Iverson should be remembered for whole career

Thursday

So this is the thank you Allen Iverson gets. This is what it has come to for the most influential athlete of my generation, the guy who proved you didn’t have to be named Jordan to be immensely marketable. He’ll end his career with the Memphis Grizzlies, but that’s not the story here. It’s about the complete lack of respect being given to one of the most exciting players in the history of basketball.

It’s ironic, really, that Iverson would receive this kind of treatment. He was once the face of the new NBA, the controversial, outspoken, incredibly talented and wildly popular player who bridged the gap between Michael Jordan and today’s league. Yet the same people who grew up watching basketball simply because they worshipped A.I. are the ones comparing him to Brett Favre today, ridiculing him for not wanting to give it up just yet.

They’re mostly 20-somethings (like me), just finishing college and entering the workforce, more likely to have blogs and tweet regularly, and also more likely to focus on the present with little regard for the past.

That’s what knocks Iverson from his pedestal.

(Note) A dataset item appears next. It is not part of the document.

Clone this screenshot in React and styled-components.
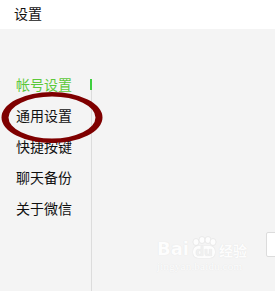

You could argue that he entered the league at the perfect time, an outlier of sorts, when the fans needed a new hero, David Stern needed a superstar and franchises were willing to dish out insane contracts to anyone who could put up 20 points a night. But now he’s on the downside of his career in the 24/7 media era, when more people have the ability to witness his eroding abilities than ever before. Makes you wonder how Ali would have been treated if he were fighting today. Or Willie Mays. Even Jordan got a pass.

No one has had a more difficult time stepping away than Iverson, whose fall from grace has been uglier than any off-the-court incident he’s ever been involved in. He’s probably the first superstar athlete of this generation to have the entire world watch his game deteriorate. At least Favre had a playoff team interested in him. Iverson had the Clippers and Knicks and ended up in Memphis.

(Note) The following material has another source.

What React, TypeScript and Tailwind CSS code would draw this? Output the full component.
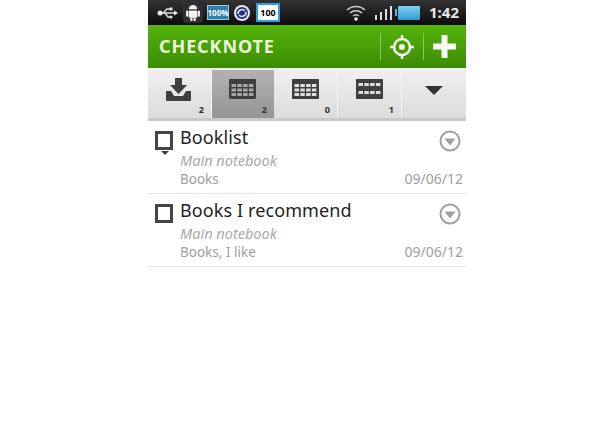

This isn’t how we should remember The Answer.

If you became a sports fan in the mid-late ‘90s, you’ve watched Iverson closer than any other athlete. You’ve criticized him for acting a fool. You’ve been amazed by his ability. You’ve realized that while Shaq might get hacked, AI gets decapitated. Yet he continues to get up. You respect him for that. ESPN’s Rick Reilly once wrote that if there was one player he’d pay twice the ticket price to watch, it would be Iverson, who really makes you think twice about cheering for someone like Manny Ramirez.

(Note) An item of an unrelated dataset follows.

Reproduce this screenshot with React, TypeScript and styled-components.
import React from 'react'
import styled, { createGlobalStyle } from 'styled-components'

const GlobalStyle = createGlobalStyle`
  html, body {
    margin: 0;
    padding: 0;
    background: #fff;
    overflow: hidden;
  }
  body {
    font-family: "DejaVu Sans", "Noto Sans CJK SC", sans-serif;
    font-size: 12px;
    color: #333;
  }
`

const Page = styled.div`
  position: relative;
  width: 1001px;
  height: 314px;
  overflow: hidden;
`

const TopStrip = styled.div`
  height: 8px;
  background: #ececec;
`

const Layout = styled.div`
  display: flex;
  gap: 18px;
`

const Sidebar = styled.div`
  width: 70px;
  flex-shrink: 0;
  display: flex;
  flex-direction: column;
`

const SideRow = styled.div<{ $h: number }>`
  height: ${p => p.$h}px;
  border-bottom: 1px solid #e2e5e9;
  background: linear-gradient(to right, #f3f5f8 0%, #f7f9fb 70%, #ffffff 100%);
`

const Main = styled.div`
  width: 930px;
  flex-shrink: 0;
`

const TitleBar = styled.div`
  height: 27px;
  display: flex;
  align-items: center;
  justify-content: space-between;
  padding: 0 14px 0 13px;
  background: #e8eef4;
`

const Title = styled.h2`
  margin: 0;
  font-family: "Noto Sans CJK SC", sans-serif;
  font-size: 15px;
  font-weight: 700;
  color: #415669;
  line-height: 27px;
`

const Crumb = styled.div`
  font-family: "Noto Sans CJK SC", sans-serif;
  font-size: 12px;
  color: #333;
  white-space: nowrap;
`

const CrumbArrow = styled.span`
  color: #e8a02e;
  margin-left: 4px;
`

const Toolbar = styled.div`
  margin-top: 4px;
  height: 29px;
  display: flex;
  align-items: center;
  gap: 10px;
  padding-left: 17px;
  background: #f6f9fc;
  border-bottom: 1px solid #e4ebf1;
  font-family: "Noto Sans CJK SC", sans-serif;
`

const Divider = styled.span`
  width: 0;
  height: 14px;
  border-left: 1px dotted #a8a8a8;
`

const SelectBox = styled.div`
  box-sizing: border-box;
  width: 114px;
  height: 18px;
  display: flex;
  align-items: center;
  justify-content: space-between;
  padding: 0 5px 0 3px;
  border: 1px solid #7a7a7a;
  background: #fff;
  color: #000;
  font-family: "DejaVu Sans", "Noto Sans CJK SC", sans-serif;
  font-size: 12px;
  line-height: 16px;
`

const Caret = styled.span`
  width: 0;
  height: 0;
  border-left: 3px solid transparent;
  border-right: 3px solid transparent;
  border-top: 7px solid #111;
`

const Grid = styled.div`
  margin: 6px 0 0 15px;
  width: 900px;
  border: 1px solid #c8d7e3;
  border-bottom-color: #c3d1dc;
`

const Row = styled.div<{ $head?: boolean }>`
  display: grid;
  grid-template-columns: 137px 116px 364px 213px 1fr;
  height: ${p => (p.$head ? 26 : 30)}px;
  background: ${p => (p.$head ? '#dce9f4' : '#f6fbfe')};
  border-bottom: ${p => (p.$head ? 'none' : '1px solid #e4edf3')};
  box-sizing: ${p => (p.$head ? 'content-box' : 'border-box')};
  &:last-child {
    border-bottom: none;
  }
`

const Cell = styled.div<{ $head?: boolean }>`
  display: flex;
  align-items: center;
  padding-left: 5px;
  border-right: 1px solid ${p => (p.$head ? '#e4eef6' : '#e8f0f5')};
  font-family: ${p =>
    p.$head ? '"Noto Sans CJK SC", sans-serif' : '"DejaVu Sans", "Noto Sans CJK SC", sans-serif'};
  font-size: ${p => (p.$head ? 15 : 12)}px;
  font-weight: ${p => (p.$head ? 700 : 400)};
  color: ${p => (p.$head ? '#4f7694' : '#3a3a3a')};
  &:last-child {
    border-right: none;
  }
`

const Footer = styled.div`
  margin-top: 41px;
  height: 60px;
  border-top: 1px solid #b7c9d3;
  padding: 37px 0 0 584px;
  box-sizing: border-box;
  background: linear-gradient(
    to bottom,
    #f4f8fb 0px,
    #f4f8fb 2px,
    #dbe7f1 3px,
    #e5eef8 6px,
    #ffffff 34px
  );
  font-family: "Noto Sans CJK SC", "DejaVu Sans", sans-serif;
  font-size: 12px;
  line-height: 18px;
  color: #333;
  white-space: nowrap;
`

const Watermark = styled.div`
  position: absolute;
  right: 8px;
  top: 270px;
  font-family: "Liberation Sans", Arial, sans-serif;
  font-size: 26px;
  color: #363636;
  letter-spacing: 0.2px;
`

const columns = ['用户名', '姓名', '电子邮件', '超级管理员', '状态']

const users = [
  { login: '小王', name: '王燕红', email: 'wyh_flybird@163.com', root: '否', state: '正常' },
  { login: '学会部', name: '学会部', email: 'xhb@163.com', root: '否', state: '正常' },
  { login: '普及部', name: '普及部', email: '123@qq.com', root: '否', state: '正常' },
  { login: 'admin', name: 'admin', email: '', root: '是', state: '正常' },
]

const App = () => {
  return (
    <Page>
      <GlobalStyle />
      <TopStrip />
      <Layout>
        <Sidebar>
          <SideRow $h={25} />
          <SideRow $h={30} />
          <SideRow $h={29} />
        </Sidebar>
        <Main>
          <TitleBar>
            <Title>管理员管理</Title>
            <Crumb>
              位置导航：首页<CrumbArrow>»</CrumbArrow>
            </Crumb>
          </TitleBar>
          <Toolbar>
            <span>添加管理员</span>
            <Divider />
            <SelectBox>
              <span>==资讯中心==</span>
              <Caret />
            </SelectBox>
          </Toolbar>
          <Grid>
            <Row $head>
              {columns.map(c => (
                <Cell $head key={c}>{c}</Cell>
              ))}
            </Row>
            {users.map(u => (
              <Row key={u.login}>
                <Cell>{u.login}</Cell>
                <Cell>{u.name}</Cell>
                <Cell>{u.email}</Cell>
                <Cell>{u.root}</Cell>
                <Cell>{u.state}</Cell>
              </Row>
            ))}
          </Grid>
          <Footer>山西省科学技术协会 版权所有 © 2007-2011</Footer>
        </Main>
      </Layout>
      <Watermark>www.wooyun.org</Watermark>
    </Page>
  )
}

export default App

But for all he’s one done in the game, his impact off the court might be what truly defines him. He’s been called a thug for always speaking his mind at a time when you can’t buy a quote from a great athlete – see LeBron, ARod and Tiger. Seemingly cut from the same cliché, those three will never reach people quite the way Iverson did. If you think about it, he and Eminem probably did more to bring two completely different cultures together than any celebrities in history. For awhile, his sneakers, jersey and crossover gave every sports fan something in common.

Iverson’s legacy stretches well-beyond basketball, which he was as good at as almost anyone at any time. It’s about his place in popular culture. It’s about his impact on fans of the NBA and even today’s players, like his new teammate, Mike Conley.

“I'm excited," Conley told the Associated Press. "He’s a guy I always watched growing up.”

We all did. Let’s not forget that.

(Full disclosure: Some of this was copied from a piece I wrote about Iverson last season)

1 comments:

Rob 10:06 PM, September 10, 2009  

Really good post Dan. Iverson was my favorite player growing up. I think I had both his jerseys and all his sneakers. He kept me watching the NBA when the rest of the league sucked.